_Challenge_
Output each line exactly as it appears, skipping any embedded picture.
————————
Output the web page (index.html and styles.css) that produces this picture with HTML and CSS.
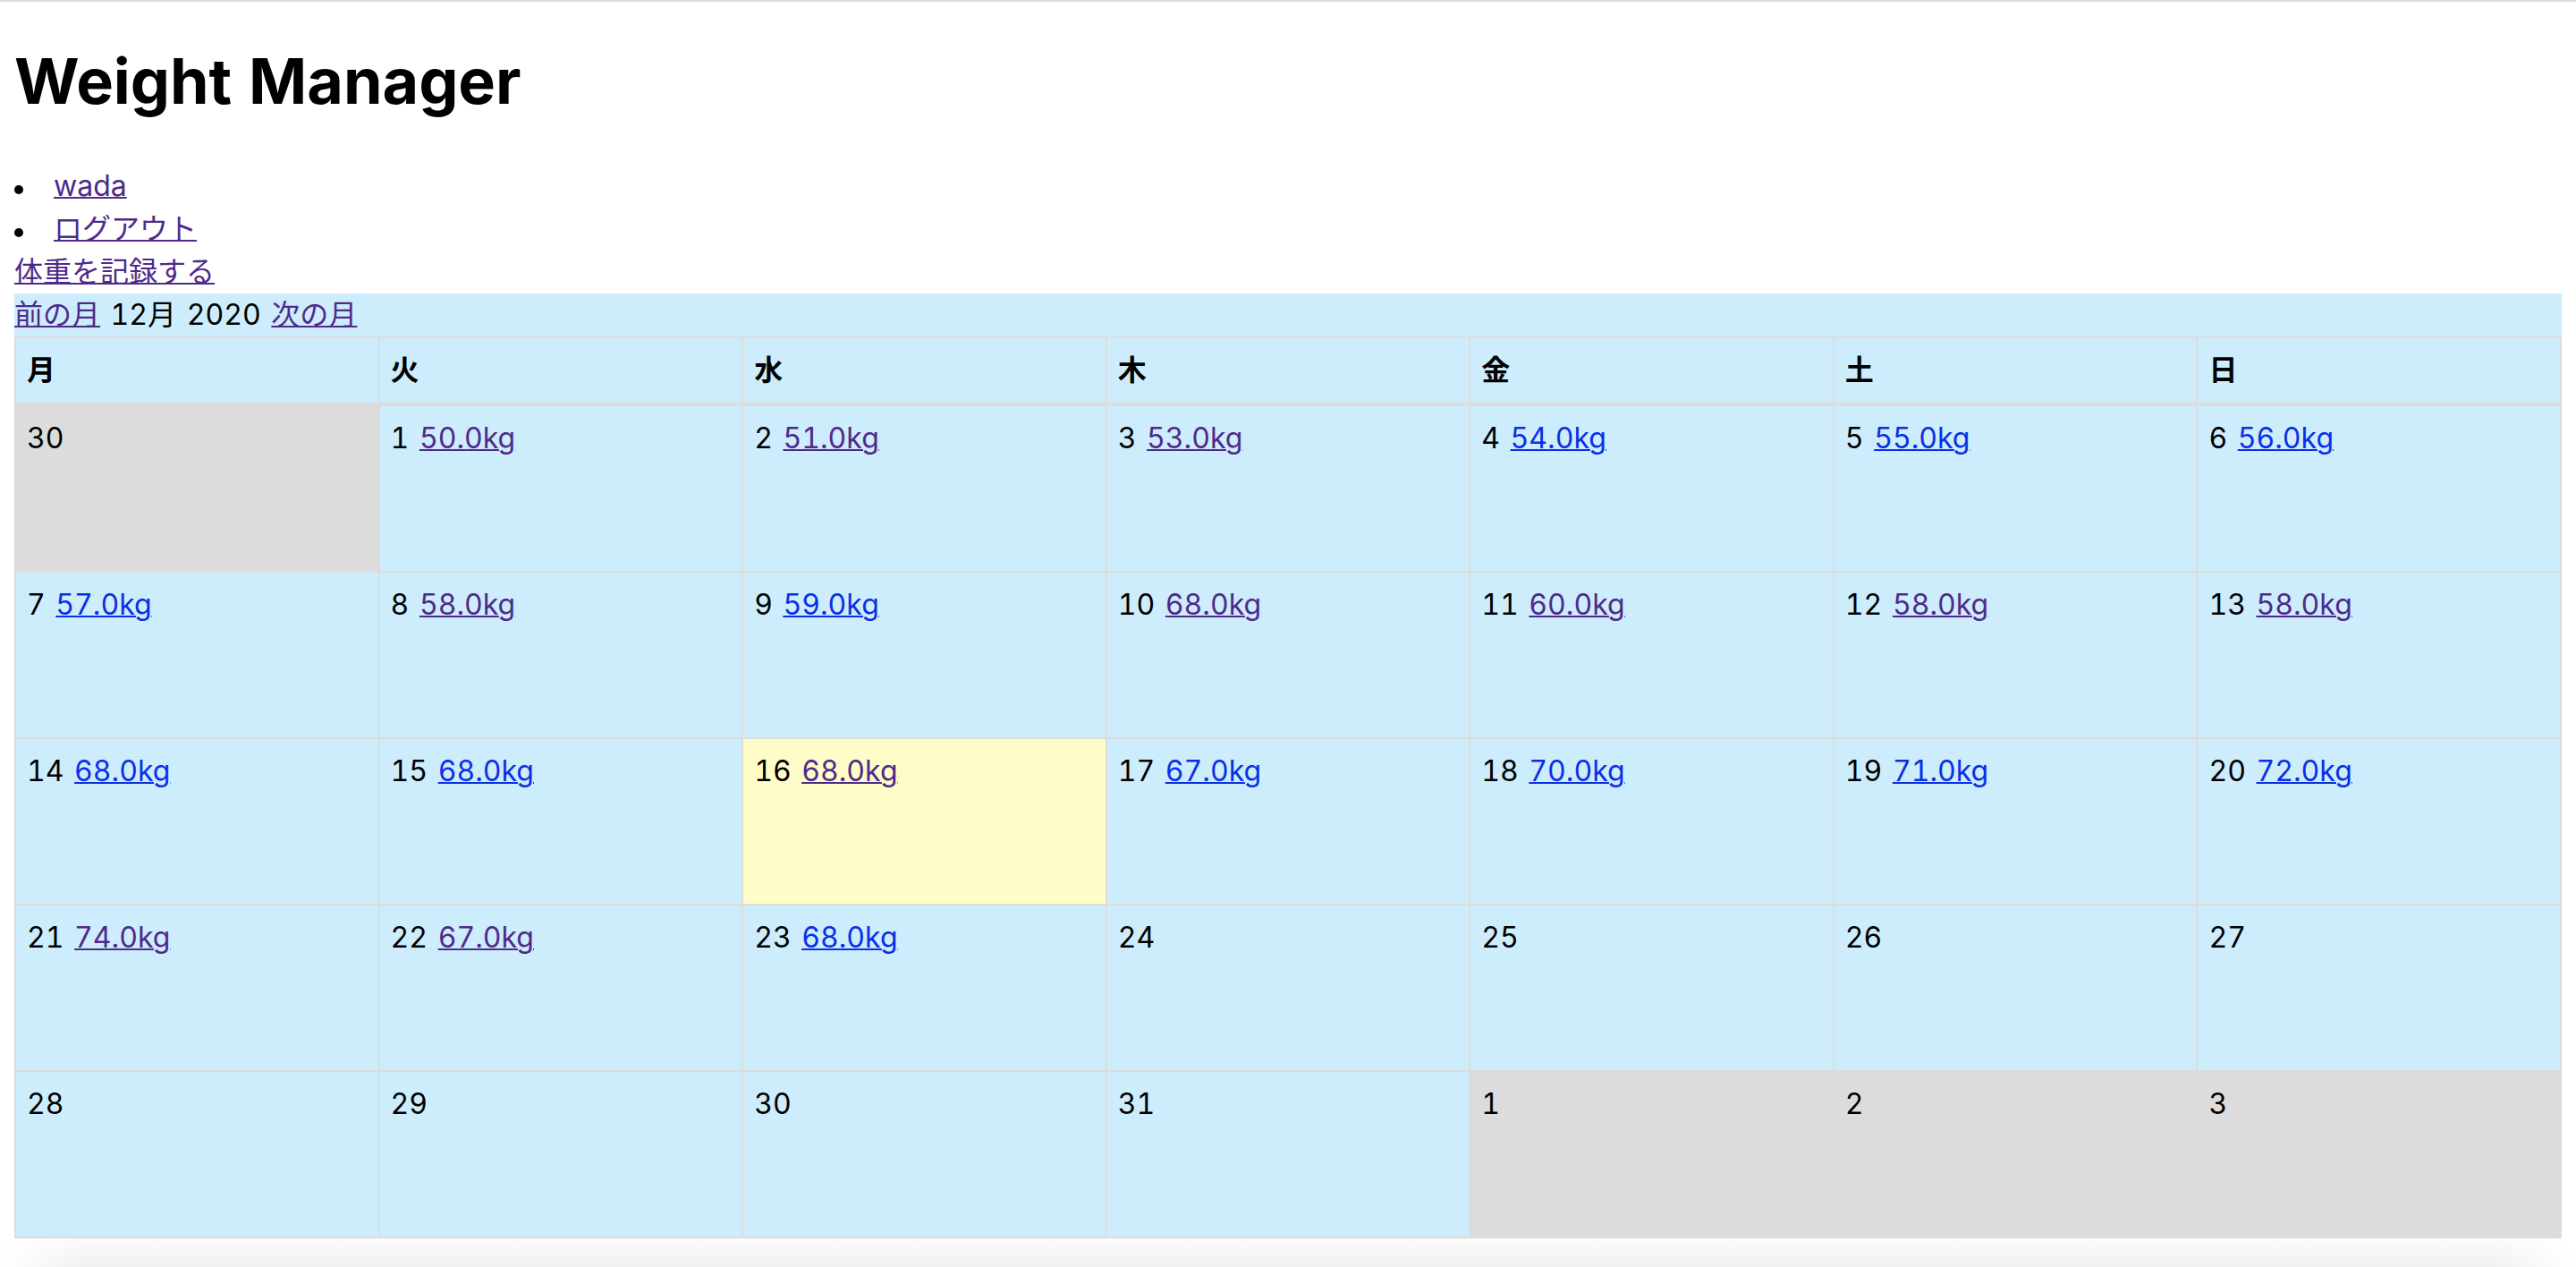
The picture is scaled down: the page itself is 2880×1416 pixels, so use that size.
FILE: index.html
```html
<!DOCTYPE html>
<html lang="ja">
<head>
<meta charset="utf-8">
<title>Weight Manager</title>
<link rel="stylesheet" href="styles.css">
</head>
<body>
<div class="page">
  <h1 class="title">Weight Manager</h1>
  <ul class="user-menu">
    <li><a class="link visited" href="#">wada</a></li>
    <li><a class="link visited" href="#">ログアウト</a></li>
  </ul>
  <div class="record-line"><a class="link visited" href="#">体重を記録する</a></div>
  <table class="calendar">
    <caption class="calendar-nav"><a class="link visited" href="#">前の月</a> 12月 2020 <a class="link visited" href="#">次の月</a></caption>
    <thead>
      <tr><th>月</th><th>火</th><th>水</th><th>木</th><th>金</th><th>土</th><th>日</th></tr>
    </thead>
    <tbody>
      <tr>
        <td class="other-month">30</td>
        <td>1 <a class="link visited" href="#">50.0kg</a></td>
        <td>2 <a class="link visited" href="#">51.0kg</a></td>
        <td>3 <a class="link visited" href="#">53.0kg</a></td>
        <td>4 <a class="link" href="#">54.0kg</a></td>
        <td>5 <a class="link" href="#">55.0kg</a></td>
        <td>6 <a class="link" href="#">56.0kg</a></td>
      </tr>
      <tr>
        <td>7 <a class="link" href="#">57.0kg</a></td>
        <td>8 <a class="link visited" href="#">58.0kg</a></td>
        <td>9 <a class="link" href="#">59.0kg</a></td>
        <td>10 <a class="link visited" href="#">68.0kg</a></td>
        <td>11 <a class="link visited" href="#">60.0kg</a></td>
        <td>12 <a class="link visited" href="#">58.0kg</a></td>
        <td>13 <a class="link visited" href="#">58.0kg</a></td>
      </tr>
      <tr>
        <td>14 <a class="link" href="#">68.0kg</a></td>
        <td>15 <a class="link" href="#">68.0kg</a></td>
        <td class="today">16 <a class="link visited" href="#">68.0kg</a></td>
        <td>17 <a class="link" href="#">67.0kg</a></td>
        <td>18 <a class="link" href="#">70.0kg</a></td>
        <td>19 <a class="link" href="#">71.0kg</a></td>
        <td>20 <a class="link" href="#">72.0kg</a></td>
      </tr>
      <tr>
        <td>21 <a class="link visited" href="#">74.0kg</a></td>
        <td>22 <a class="link visited" href="#">67.0kg</a></td>
        <td>23 <a class="link" href="#">68.0kg</a></td>
        <td>24</td>
        <td>25</td>
        <td>26</td>
        <td>27</td>
      </tr>
      <tr>
        <td>28</td>
        <td>29</td>
        <td>30</td>
        <td>31</td>
        <td class="other-month">1</td>
        <td class="other-month">2</td>
        <td class="other-month">3</td>
      </tr>
    </tbody>
  </table>
</div>
<div class="bottom-shade"></div>
</body>
</html>
```
FILE: styles.css
```css
html {
  background: #ffffff;
}

body {
  margin: 0;
  border-top: 2px solid #dcdcdf;
  font-family: Inter, "Noto Sans CJK JP", sans-serif;
  font-size: 32px;
  line-height: 48px;
  font-variant-numeric: tabular-nums;
  word-spacing: 3px;
  color: #000000;
}

.page {
  padding: 0 16px 16px;
}

.title {
  font-size: 70px;
  font-weight: 700;
  line-height: 96px;
  word-spacing: 0;
  margin: 41px 0 45px;
}

.user-menu {
  list-style: none;
  margin: 0;
  padding: 0;
}

.user-menu li::before {
  content: "";
  display: inline-block;
  width: 10px;
  height: 10px;
  border-radius: 50%;
  background: #000000;
  margin-right: 34px;
  vertical-align: 2px;
}

.link {
  color: #0a30e6;
  text-decoration: underline;
  text-decoration-thickness: 2px;
}

.link.visited {
  color: #4f2a8a;
}

.calendar {
  width: 100%;
  border-collapse: collapse;
  table-layout: fixed;
}

.calendar-nav {
  caption-side: top;
  text-align: left;
  background: #cdedfd;
  line-height: 48px;
}

.calendar th,
.calendar td {
  border: 2px solid #dcdcdc;
  padding: 12px 12px;
  text-align: left;
  vertical-align: top;
  background: #cdedfd;
}

.calendar th {
  font-weight: 700;
  border-bottom-width: 4px;
}

.calendar td {
  height: 160px;
}

.calendar td.other-month {
  background: #dcdcdc;
}

.calendar td.today {
  background: #fffdc7;
}

.bottom-shade {
  position: fixed;
  left: 0;
  right: 0;
  bottom: 0;
  height: 32px;
  background: linear-gradient(to bottom, #fbfbfb, #f1f1f1);
  -webkit-mask-image: linear-gradient(to right, transparent 0, #000 90px, #000 calc(100% - 90px), transparent 100%);
  mask-image: linear-gradient(to right, transparent 0, #000 90px, #000 calc(100% - 90px), transparent 100%);
}
```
————————
_Result of this task_
Output the web page (index.html and styles.css) that produces this picture with HTML and CSS.
The picture is scaled down: the page itself is 2880×1416 pixels, so use that size.
FILE: index.html
```html
<!DOCTYPE html>
<html lang="ja">
<head>
<meta charset="utf-8">
<title>Weight Manager</title>
<link rel="stylesheet" href="styles.css">
</head>
<body>
<div class="page">
  <h1 class="title">Weight Manager</h1>
  <ul class="user-menu">
    <li><a class="link visited" href="#">wada</a></li>
    <li><a class="link visited" href="#">ログアウト</a></li>
  </ul>
  <div class="record-line"><a class="link visited" href="#">体重を記録する</a></div>
  <table class="calendar">
    <caption class="calendar-nav"><a class="link visited" href="#">前の月</a> 12月 2020 <a class="link visited" href="#">次の月</a></caption>
    <thead>
      <tr><th>月</th><th>火</th><th>水</th><th>木</th><th>金</th><th>土</th><th>日</th></tr>
    </thead>
    <tbody>
      <tr>
        <td class="other-month">30</td>
        <td>1 <a class="link visited" href="#">50.0kg</a></td>
        <td>2 <a class="link visited" href="#">51.0kg</a></td>
        <td>3 <a class="link visited" href="#">53.0kg</a></td>
        <td>4 <a class="link" href="#">54.0kg</a></td>
        <td>5 <a class="link" href="#">55.0kg</a></td>
        <td>6 <a class="link" href="#">56.0kg</a></td>
      </tr>
      <tr>
        <td>7 <a class="link" href="#">57.0kg</a></td>
        <td>8 <a class="link visited" href="#">58.0kg</a></td>
        <td>9 <a class="link" href="#">59.0kg</a></td>
        <td>10 <a class="link visited" href="#">68.0kg</a></td>
        <td>11 <a class="link visited" href="#">60.0kg</a></td>
        <td>12 <a class="link visited" href="#">58.0kg</a></td>
        <td>13 <a class="link visited" href="#">58.0kg</a></td>
      </tr>
      <tr>
        <td>14 <a class="link" href="#">68.0kg</a></td>
        <td>15 <a class="link" href="#">68.0kg</a></td>
        <td class="today">16 <a class="link visited" href="#">68.0kg</a></td>
        <td>17 <a class="link" href="#">67.0kg</a></td>
        <td>18 <a class="link" href="#">70.0kg</a></td>
        <td>19 <a class="link" href="#">71.0kg</a></td>
        <td>20 <a class="link" href="#">72.0kg</a></td>
      </tr>
      <tr>
        <td>21 <a class="link visited" href="#">74.0kg</a></td>
        <td>22 <a class="link visited" href="#">67.0kg</a></td>
        <td>23 <a class="link" href="#">68.0kg</a></td>
        <td>24</td>
        <td>25</td>
        <td>26</td>
        <td>27</td>
      </tr>
      <tr>
        <td>28</td>
        <td>29</td>
        <td>30</td>
        <td>31</td>
        <td class="other-month">1</td>
        <td class="other-month">2</td>
        <td class="other-month">3</td>
      </tr>
    </tbody>
  </table>
</div>
<div class="bottom-shade"></div>
</body>
</html>
```
FILE: styles.css
```css
html {
  background: #ffffff;
}

body {
  margin: 0;
  border-top: 2px solid #dcdcdf;
  font-family: Inter, "Noto Sans CJK JP", sans-serif;
  font-size: 32px;
  line-height: 48px;
  font-variant-numeric: tabular-nums;
  word-spacing: 3px;
  color: #000000;
}

.page {
  padding: 0 16px 16px;
}

.title {
  font-size: 70px;
  font-weight: 700;
  line-height: 96px;
  word-spacing: 0;
  margin: 41px 0 45px;
}

.user-menu {
  list-style: none;
  margin: 0;
  padding: 0;
}

.user-menu li::before {
  content: "";
  display: inline-block;
  width: 10px;
  height: 10px;
  border-radius: 50%;
  background: #000000;
  margin-right: 34px;
  vertical-align: 2px;
}

.link {
  color: #0a30e6;
  text-decoration: underline;
  text-decoration-thickness: 2px;
}

.link.visited {
  color: #4f2a8a;
}

.calendar {
  width: 100%;
  border-collapse: collapse;
  table-layout: fixed;
}

.calendar-nav {
  caption-side: top;
  text-align: left;
  background: #cdedfd;
  line-height: 48px;
}

.calendar th,
.calendar td {
  border: 2px solid #dcdcdc;
  padding: 12px 12px;
  text-align: left;
  vertical-align: top;
  background: #cdedfd;
}

.calendar th {
  font-weight: 700;
  border-bottom-width: 4px;
}

.calendar td {
  height: 160px;
}

.calendar td.other-month {
  background: #dcdcdc;
}

.calendar td.today {
  background: #fffdc7;
}

.bottom-shade {
  position: fixed;
  left: 0;
  right: 0;
  bottom: 0;
  height: 32px;
  background: linear-gradient(to bottom, #fbfbfb, #f1f1f1);
  -webkit-mask-image: linear-gradient(to right, transparent 0, #000 90px, #000 calc(100% - 90px), transparent 100%);
  mask-image: linear-gradient(to right, transparent 0, #000 90px, #000 calc(100% - 90px), transparent 100%);
}
```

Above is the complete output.